There are three common pricing models: fixed price per project phase (predictable for the client, requires good scoping), day rate for UAT management (flexible but harder to forecast), and per-user platform fees for self-service tooling (recurring revenue, lower effort). Most successful MSPs use a blend — fixed price for the management layer and per-user fees for platform access.
What tools do MSPs need to deliver UAT as a service?
You need a multi-tenant UAT platform that supports separate client workspaces, reusable test case templates, real-time progress dashboards, and evidence capture. Spreadsheets don't scale across clients. The platform should let you onboard new clients quickly without rebuilding everything from scratch, and give clients visibility into their own testing without accessing other tenants.
How do I convince clients to pay for UAT separately?
Frame it around risk reduction and go-live success, not around testing for its own sake. The conversation is: "Do you want your go-live to succeed, or do you want to manage testing yourselves with spreadsheets and hope for the best?" Most clients have experienced a painful go-live before — use that. Show them what professional UAT management looks like versus the alternative.
What margins should MSPs expect from UAT services?

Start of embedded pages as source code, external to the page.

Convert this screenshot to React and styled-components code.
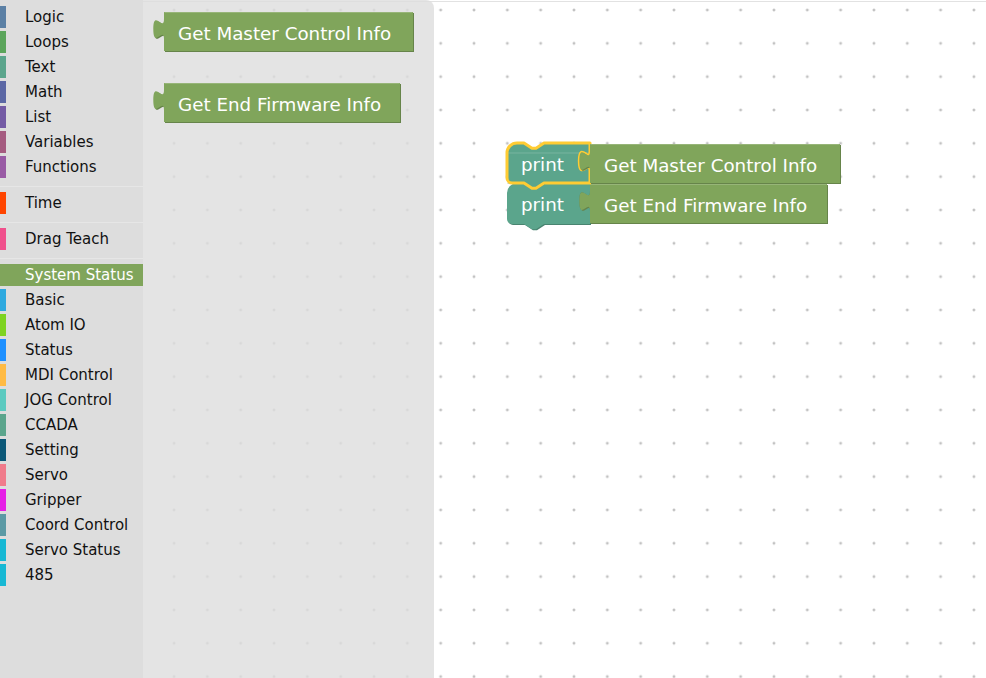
import React from 'react'
import styled, { createGlobalStyle } from 'styled-components'

const GlobalStyle = createGlobalStyle`
  html, body {
    margin: 0;
    padding: 0;
    background: #fff;
  }
  body {
    font-family: "DejaVu Sans", "Liberation Sans", sans-serif;
  }
`

const FONT = '"DejaVu Sans", "Liberation Sans", sans-serif'

const GREEN = { main: '#80a55b', dark: '#66844a', light: '#a6c08c' }
const TEAL = { main: '#5ba58c', dark: '#498470', light: '#8cc0af' }

const categories = [
  { name: 'Logic', color: '#5b80a5' },
  { name: 'Loops', color: '#5ba55b' },
  { name: 'Text', color: '#5ba58c' },
  { name: 'Math', color: '#5b67a5' },
  { name: 'List', color: '#745ba5' },
  { name: 'Variables', color: '#a55b80' },
  { name: 'Functions', color: '#995ba5' },
  { sep: true },
  { name: 'Time', color: '#ff4500' },
  { sep: true },
  { name: 'Drag Teach', color: '#f0508c' },
  { sep: true },
  { name: 'System Status', color: '#80a55b', selected: true },
  { name: 'Basic', color: '#2ea9df' },
  { name: 'Atom IO', color: '#7ed321' },
  { name: 'Status', color: '#1e90ff' },
  { name: 'MDI Control', color: '#ffbb44' },
  { name: 'JOG Control', color: '#5ccac0' },
  { name: 'CCADA', color: '#5ba58c' },
  { name: 'Setting', color: '#0b5878' },
  { name: 'Servo', color: '#f07b8b' },
  { name: 'Gripper', color: '#e61ee6' },
  { name: 'Coord Control', color: '#5b9aa5' },
  { name: 'Servo Status', color: '#17b8d4' },
  { name: '485', color: '#17b8d4' },
]

// puzzle tab, 20px tall, 10.7px deep (blockly tab scaled 1.33)
const TAB_UP = 'c 0,-13.3 -10.7,10.7 -10.7,-10 s 10.7,3.3 10.7,-10'
const TAB_DOWN = 'c 0,13.3 -10.7,-10.7 -10.7,10 s 10.7,-3.3 10.7,10'

const valuePath = (w, h, tabTop = 7) =>
  `M 0,0 H ${w} V ${h} H 0 V ${tabTop + 20} ${TAB_UP} Z`

const statementPath = (w, h, notchTop = 8) => {
  const r = 10
  const n = 17
  return `M 0,${r} a ${r},${r} 0 0,1 ${r},-${r} H ${n} l 8,5.3 l 4,0 l 8,-5.3 H ${w} V ${notchTop} ${TAB_DOWN} V ${h} H ${n + 20} l -8,5.3 l -4,0 l -8,-5.3 H 5 a 5,5 0 0,1 -5,-5 Z`
}

function BlockShape({ d, colors, x = 0, y = 0, w, text, outline }) {
  return (
    <g transform={`translate(${x},${y})`}>
      <path d={d} fill={colors.dark} transform="translate(1,1)" />
      <path d={d} fill={colors.main} />
      <path d={`M 0.5,${y === 0 && outline ? 10 : 0.5} H ${w - 0.5}`} stroke={colors.light} strokeWidth="1" fill="none" opacity="0.6" />
      {outline && <path d={d} fill="none" stroke="#fc3" strokeWidth="3" strokeLinejoin="round" />}
      <text x="14" y="28" fill="#fff" fontSize="18.3" fontFamily={FONT}>
        {text}
      </text>
    </g>
  )
}

function FlyoutBlock({ width, text }) {
  return (
    <BlockSvg width={width + 14} height={42}>
      <g transform="translate(11,0)">
        <BlockShape d={valuePath(width, 39)} colors={GREEN} w={width} text={text} />
      </g>
    </BlockSvg>
  )
}

export default function App() {
  return (
    <>
      <GlobalStyle />
      <Page>
        <Toolbox>
          {categories.map((c, i) =>
            c.sep ? (
              <Separator key={i} />
            ) : (
              <Row key={c.name} selected={c.selected} color={c.color}>
                <ColorBar color={c.color} />
                <Label selected={c.selected}>{c.name}</Label>
              </Row>
            )
          )}
        </Toolbox>
        <Workspace>
          <Flyout>
            <FlyoutBlock width={249} text="Get Master Control Info" />
            <FlyoutBlock width={236} text="Get End Firmware Info" />
          </Flyout>
          <Stack width={345} height={95}>
            <g transform="translate(4,3)">
              <BlockShape d={statementPath(83, 41)} colors={TEAL} y={40} w={83} text="print" />
              <BlockShape d={valuePath(237, 39)} colors={GREEN} x={83} y={41} w={237} text="Get End Firmware Info" />
              <BlockShape d={statementPath(83, 40)} colors={TEAL} w={83} text="print" outline />
              <BlockShape d={valuePath(250, 39)} colors={GREEN} x={83} y={1} w={250} text="Get Master Control Info" />
            </g>
          </Stack>
        </Workspace>
      </Page>
    </>
  )
}

const Page = styled.div`
  display: flex;
  width: 986px;
  height: 678px;
  overflow: hidden;
`

const Toolbox = styled.div`
  width: 143px;
  flex-shrink: 0;
  background: #ddd;
  display: flex;
  flex-direction: column;
  padding-top: 6px;
  box-sizing: border-box;
`

const Row = styled.div`
  display: flex;
  align-items: stretch;
  height: 22px;
  margin-bottom: 3px;
  background: ${p => (p.selected ? p.color : 'transparent')};
`

const ColorBar = styled.div`
  width: 6px;
  background: ${p => p.color};
`

const Label = styled.span`
  margin-left: 19px;
  font-size: 15px;
  line-height: 22px;
  color: ${p => (p.selected ? '#fff' : '#111')};
  white-space: nowrap;
`

const Separator = styled.div`
  height: 0;
  border-bottom: 1px solid #e6e6e6;
  margin: 5px 0;
`

const Workspace = styled.div`
  position: relative;
  flex: 1;
  height: 678px;
  background-color: #fff;
  background-image: radial-gradient(circle, #c2c2c2 0, #c2c2c2 1px, rgba(255, 255, 255, 0) 1.8px);
  background-size: 33.333px 33.333px;
  background-position: 14.4px -6.67px;
  box-shadow: inset 0 1px 0 #fff, inset 0 2px 0 #e2e2e2;
`

const Flyout = styled.div`
  position: absolute;
  left: 0;
  top: 0;
  bottom: 0;
  width: 291px;
  background: rgba(221, 221, 221, 0.8);
  border-top-right-radius: 8px;
  display: flex;
  flex-direction: column;
  gap: 29px;
  padding: 12px 0 0 10px;
  box-sizing: border-box;
`

const BlockSvg = styled.svg`
  display: block;
  overflow: visible;
`

const Stack = styled.svg`
  position: absolute;
  left: 360px;
  top: 140px;
  overflow: visible;
`
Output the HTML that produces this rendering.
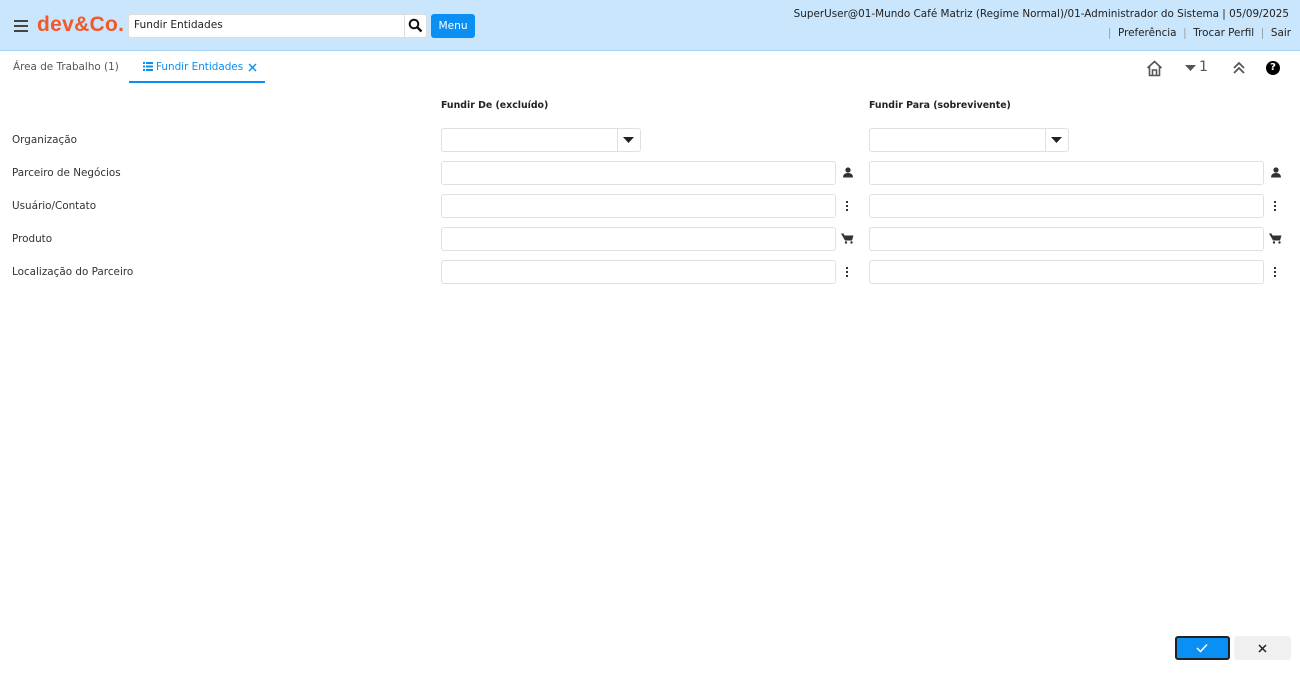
<!DOCTYPE html>
<html><head><meta charset="utf-8"><style>
*{box-sizing:border-box;margin:0;padding:0}
body{width:1300px;height:674px;position:relative;background:#fff;font-family:"DejaVu Sans","Liberation Sans",sans-serif;font-size:10.4px;color:#333;overflow:hidden}
.abs{position:absolute}
.hdr{left:0;top:0;width:1300px;height:51px;background:#c9e6fc;border-bottom:1px solid #a9d4f5}
.inp{position:absolute;border:1px solid #e0e0e0;border-radius:3px;background:#fff;height:24px}
.lbl{position:absolute;left:12px;font-size:10.4px;color:#333}
</style></head><body>
<div class="abs hdr"></div>
<div class="abs" style="left:14px;top:20px;width:14px;height:2px;background:#444;box-shadow:0 5px 0 #444,0 10px 0 #444"></div>
<div class="abs" style="left:37px;top:13px;font-family:'Liberation Sans',sans-serif;font-weight:bold;font-size:21px;color:#f4582a;letter-spacing:0.3px">dev&amp;Co.</div>
<div class="abs" style="left:128px;top:14px;width:299px;height:24px;background:#fff;border:1px solid #ddd;border-radius:3px"></div>
<div class="abs" style="left:134px;top:19px;font-size:10.6px;color:#222">Fundir Entidades</div>
<div class="abs" style="left:404px;top:14px;width:1px;height:24px;background:#ddd"></div>
<svg class="abs" style="left:408px;top:18px" width="15" height="15" viewBox="0 0 15 15"><circle cx="6" cy="6" r="4.3" stroke="#111" stroke-width="2" fill="none"/><path d="M9 9l4.5 4.5" stroke="#111" stroke-width="2.4"/></svg>
<div class="abs" style="left:431px;top:14px;width:44px;height:24px;background:#0a90f5;border-radius:3px;color:#fff;font-size:10.6px;text-align:center;line-height:24px">Menu</div>
<div class="abs" style="right:11px;top:8px;font-size:10.4px;color:#222">SuperUser@01-Mundo Café Matriz (Regime Normal)/01-Administrador do Sistema | 05/09/2025</div>
<div class="abs" style="right:9px;top:27px;font-size:10.4px;color:#222;white-space:nowrap"><span style="color:#999">|</span>&nbsp; Preferência &nbsp;<span style="color:#999">|</span>&nbsp; Trocar Perfil &nbsp;<span style="color:#999">|</span>&nbsp; Sair</div>
<div class="abs" style="left:13px;top:61px;font-size:10.4px;color:#555">Área de Trabalho (1)</div>
<svg class="abs" style="left:143px;top:62px" width="10" height="9"><g fill="#0a8ff0"><rect x="0" y="0" width="2" height="2"/><rect x="3" y="0" width="7" height="2"/><rect x="0" y="3.5" width="2" height="2"/><rect x="3" y="3.5" width="7" height="2"/><rect x="0" y="7" width="2" height="2"/><rect x="3" y="7" width="7" height="2"/></g></svg>
<div class="abs" style="left:156px;top:61px;font-size:10.4px;color:#0a8ff0">Fundir Entidades</div>
<svg class="abs" style="left:248px;top:63px" width="9" height="9"><path d="M1 1l7 7M8 1l-7 7" stroke="#0a8ff0" stroke-width="1.4"/></svg>
<div class="abs" style="left:129px;top:81px;width:136px;height:2px;background:#0a8ff0"></div>
<svg class="abs" style="left:1146px;top:60px" width="17" height="17" viewBox="0 0 17 17"><path d="M1.5 8L8.5 1.5 15.5 8M3.5 6.5V15.5H13.5V6.5M6.5 15.5V10H10.5V15.5" stroke="#555" stroke-width="1.6" fill="none"/></svg>
<svg class="abs" style="left:1185px;top:65px" width="11" height="7"><path d="M0 0h11L5.5 6z" fill="#555"/></svg>
<div class="abs" style="left:1199px;top:59px;font-size:14px;color:#555">1</div>
<svg class="abs" style="left:1232px;top:61px" width="14" height="14"><path d="M2 7l5-5 5 5M2 12l5-5 5 5" stroke="#555" stroke-width="1.8" fill="none"/></svg>
<div class="abs" style="left:1266px;top:61px;width:14px;height:14px;border-radius:50%;background:#000;color:#fff;font-weight:bold;font-size:10px;text-align:center;line-height:14px">?</div>

<div class="abs" style="left:441px;top:100px;font-weight:bold;font-size:9.4px;color:#222">Fundir De (excluído)</div>
<div class="abs" style="left:869px;top:100px;font-weight:bold;font-size:9.4px;color:#222">Fundir Para (sobrevivente)</div>

<div class="lbl" style="top:134px">Organização</div>
<div class="lbl" style="top:167px">Parceiro de Negócios</div>
<div class="lbl" style="top:200px">Usuário/Contato</div>
<div class="lbl" style="top:233px">Produto</div>
<div class="lbl" style="top:266px">Localização do Parceiro</div>

<div class="inp" style="left:441px;top:128px;width:200px"></div>
<div class="abs" style="left:617px;top:129px;width:1px;height:22px;background:#e0e0e0"></div>
<svg class="abs" style="left:623px;top:137px" width="11" height="6"><path d="M0 0h11L5.5 6z" fill="#222"/></svg>
<div class="inp" style="left:869px;top:128px;width:200px"></div>
<div class="abs" style="left:1045px;top:129px;width:1px;height:22px;background:#e0e0e0"></div>
<svg class="abs" style="left:1051px;top:137px" width="11" height="6"><path d="M0 0h11L5.5 6z" fill="#222"/></svg>

<div class="inp" style="left:441px;top:161px;width:395px"></div>
<div class="inp" style="left:869px;top:161px;width:395px"></div>
<div class="inp" style="left:441px;top:194px;width:395px"></div>
<div class="inp" style="left:869px;top:194px;width:395px"></div>
<div class="inp" style="left:441px;top:227px;width:395px"></div>
<div class="inp" style="left:869px;top:227px;width:395px"></div>
<div class="inp" style="left:441px;top:260px;width:395px"></div>
<div class="inp" style="left:869px;top:260px;width:395px"></div>

<svg class="abs" style="left:843px;top:167px" width="10" height="11"><circle cx="5" cy="3" r="2.6" fill="#333"/><path d="M0 10.5Q0 6 5 6Q10 6 10 10.5z" fill="#333"/></svg>
<svg class="abs" style="left:1271px;top:167px" width="10" height="11"><circle cx="5" cy="3" r="2.6" fill="#333"/><path d="M0 10.5Q0 6 5 6Q10 6 10 10.5z" fill="#333"/></svg>
<svg class="abs" style="left:846px;top:201px" width="3" height="11"><g fill="#333"><rect width="2" height="2"/><rect y="4" width="2" height="2"/><rect y="8" width="2" height="2"/></g></svg>
<svg class="abs" style="left:1274px;top:201px" width="3" height="11"><g fill="#333"><rect width="2" height="2"/><rect y="4" width="2" height="2"/><rect y="8" width="2" height="2"/></g></svg>
<svg class="abs" style="left:846px;top:267px" width="3" height="11"><g fill="#333"><rect width="2" height="2"/><rect y="4" width="2" height="2"/><rect y="8" width="2" height="2"/></g></svg>
<svg class="abs" style="left:1274px;top:267px" width="3" height="11"><g fill="#333"><rect width="2" height="2"/><rect y="4" width="2" height="2"/><rect y="8" width="2" height="2"/></g></svg>
<svg class="abs" style="left:841px;top:233px" width="13" height="11"><path d="M0 0.5h2.5l1 2h9l-1.5 5h-7z" fill="#333"/><circle cx="5" cy="9.5" r="1.2" fill="#333"/><circle cx="10.5" cy="9.5" r="1.2" fill="#333"/></svg>
<svg class="abs" style="left:1269px;top:233px" width="13" height="11"><path d="M0 0.5h2.5l1 2h9l-1.5 5h-7z" fill="#333"/><circle cx="5" cy="9.5" r="1.2" fill="#333"/><circle cx="10.5" cy="9.5" r="1.2" fill="#333"/></svg>

<div class="abs" style="left:1175px;top:636px;width:55px;height:24px;background:#0a90f5;border:2px solid #222;border-radius:3px"></div>
<svg class="abs" style="left:1196px;top:643px" width="12" height="10"><path d="M1 5l3.5 3.5L11 1.5" stroke="#fff" stroke-width="1.5" fill="none"/></svg>
<div class="abs" style="left:1234px;top:636px;width:57px;height:24px;background:#f0f0f0;border-radius:3px"></div>
<svg class="abs" style="left:1258px;top:644px" width="9" height="9"><path d="M1 1l7 7M8 1l-7 7" stroke="#222" stroke-width="1.5"/></svg>
</body></html>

Margins vary by tier. Fully managed UAT services typically run at 40-60% gross margin once your process is mature and you're reusing templates across clients. UAT support services (where the client tests and you manage) run higher because your time commitment is lower. Platform-only offerings have the highest margin but the lowest revenue per client. The key is building repeatable processes so you're not starting from zero each time.
Should I offer UAT as a service to existing clients or new ones first?
Start with existing clients who are mid-project or approaching a new phase. They already trust you, they understand the value of structured testing, and you can point to specific risks in their project that UAT services would mitigate. Once you've refined your packaging and delivery with existing clients, you'll have case studies and confidence to sell it to new prospects as part of your standard offering.